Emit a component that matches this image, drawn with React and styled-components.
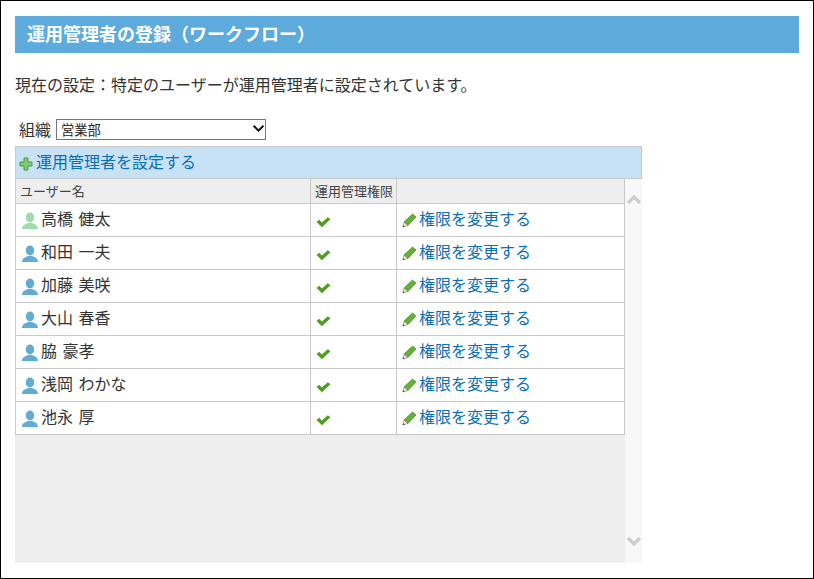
import React from "react";
import styled, { createGlobalStyle } from "styled-components";

const Global = createGlobalStyle`
  html, body { margin: 0; padding: 0; background: #fff; }
  body { font-family: "Noto Sans CJK JP", "Noto Sans", sans-serif; color: #333; }
`;
const Frame = styled.div`
  box-sizing: border-box; width: 814px; height: 579px;
  border: 1px solid #000; padding: 15px 14px 0 14px;
`;
const Title = styled.h1`
  margin: 0; height: 37px; background: #5dabdc; color: #fff;
  font-size: 18px; font-weight: 700; line-height: 35px; padding-left: 12px;
`;
const Status = styled.p`
  margin: 0; padding-top: 19px; height: 27px; font-size: 16px; line-height: 25px; color: #333;
`;
const OrgRow = styled.div`
  display: flex; align-items: center; gap: 5px;
  margin-top: 20px; padding-left: 4px; height: 20px; font-size: 16px;
`;
const OrgSelect = styled.div`
  box-sizing: border-box; width: 210px; height: 21px; border: 1px solid #767676;
  display: flex; align-items: center; justify-content: space-between;
  padding: 0 0 0 4px; font-size: 13.300px; color: #222; background: #fff;
`;
const Panel = styled.div`width: 627px; margin-top: 7px;`;
const AddBar = styled.div`
  box-sizing: border-box; height: 33px; background: #c8e2f5; border: 1px solid #c8c8c8;
  display: flex; align-items: center; padding: 0 0 3px 3px;
  font-size: 16px; color: #0b6fb5; gap: 3px;
`;
const Body = styled.div`display: flex; height: 384px;`;
const Pane = styled.div`width: 610px; background: #eee;`;
const Table = styled.table`
  width: 610px; border-collapse: collapse; table-layout: fixed; background: #fff;
`;
const Th = styled.th`
  box-sizing: border-box; height: 24px; padding: 0 4px; background: #eee;
  border: 1px solid #c8c8c8; border-top: 0; text-align: left;
  font-size: 13px; font-weight: 400; color: #444; line-height: 22px; white-space: nowrap;
`;
const Td = styled.td`
  box-sizing: border-box; height: 33px; padding: 0 0 3px 5px; border: 1px solid #c8c8c8;
  font-size: 16px; color: #333; line-height: 26px; vertical-align: middle;
`;
const CellRow = styled.div`display: flex; align-items: center; gap: ${p => p.$gap ?? 1}px;`;
const Name = styled.span`word-spacing: 2px; padding-left: 1px;`;
const Action = styled.span`color: #0b6fb5;`;
const Scroll = styled.div`
  width: 17px; background: #f8f8f8; display: flex; flex-direction: column;
  justify-content: space-between; align-items: center; padding: 15px 0 16px; box-sizing: border-box;
`;

const Plus = () => (
  <svg width="14" height="14" viewBox="0 0 14 14" style={{ marginTop: 6, flex: "none" }}>
    <path d="M5 1h4v4h4v4H9v4H5V9H1V5h4z" fill="#7fca6e" stroke="#4d9a48" strokeWidth="1" />
  </svg>
);
const User = ({ color }) => (
  <svg width="18" height="18" viewBox="0 0 18 18" style={{ marginTop: 5, flex: "none" }}>
    <ellipse cx="9" cy="5.500" rx="4.200" ry="5" fill={color} />
    <path d="M1 17c0-3.800 3-4.800 6-6h4c3 1.200 6 2.200 6 6z" fill={color} />
  </svg>
);
const Check = () => (
  <svg width="15" height="12" viewBox="0 0 14 11" style={{ marginTop: 8, flex: "none" }}>
    <path d="M0.500 5.500 3 3.500 5.500 6 11 1l2.500 2L5.500 10.500z" fill="#4f9e1f" />
  </svg>
);
const Pencil = () => (
  <svg width="15" height="15" viewBox="0 0 15 15" style={{ marginTop: 5, flex: "none" }}>
    <path d="M2 9 10.500 1l3.500 3-8 8.500z" fill="#63b236" stroke="#3f8a22" strokeWidth=".7" />
    <path d="M2 9 .8 14 6 12.500z" fill="#efe8c8" stroke="#666" strokeWidth=".5" />
    <path d="M.8 14 1.200 12.200 2.600 13.500z" fill="#333" />
  </svg>
);
const Chevron = ({ up, size = 16, color = "#ccc", width = 3.200 }) => (
  <svg width={size} height={size * 0.625} viewBox="0 0 16 10">
    <path d={up ? "M2 9 8 3l6 6" : "M2 1l6 6 6-6"} fill="none" stroke={color} strokeWidth={width} />
  </svg>
);

const users = ["高橋 健太", "和田 一夫", "加藤 美咲", "大山 春香", "脇 豪孝", "浅岡 わかな", "池永 厚"];

export default function App() {
  return (
    <>
      <Global />
      <Frame>
        <Title>運用管理者の登録（ワークフロー）</Title>
        <Status>現在の設定：特定のユーザーが運用管理者に設定されています。</Status>
        <OrgRow>
          組織
          <OrgSelect>
            営業部
            <Chevron size={13} color="#111" width={2.500} />
          </OrgSelect>
        </OrgRow>
        <Panel>
          <AddBar><Plus />運用管理者を設定する</AddBar>
          <Body>
            <Pane>
              <Table>
                <colgroup>
                  <col style={{ width: 295 }} />
                  <col style={{ width: 86 }} />
                  <col />
                </colgroup>
                <thead>
                  <tr>
                    <Th>ユーザー名</Th>
                    <Th>運用管理権限</Th>
                    <Th />
                  </tr>
                </thead>
                <tbody>
                  {users.map((u, i) => (
                    <tr key={u}>
                      <Td><CellRow><User color={i === 0 ? "#9edcae" : "#62acd3"} /><Name>{u}</Name></CellRow></Td>
                      <Td><CellRow><Check /></CellRow></Td>
                      <Td><CellRow $gap={2}><Pencil /><Action>権限を変更する</Action></CellRow></Td>
                    </tr>
                  ))}
                </tbody>
              </Table>
            </Pane>
            <Scroll>
              <Chevron up />
              <Chevron />
            </Scroll>
          </Body>
        </Panel>
      </Frame>
    </>
  );
}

# [Stated task]
From the data above, gather every line that includes the word "React".

# [Result for this task]
Emit a component that matches this image, drawn with React and styled-components.
import React from "react";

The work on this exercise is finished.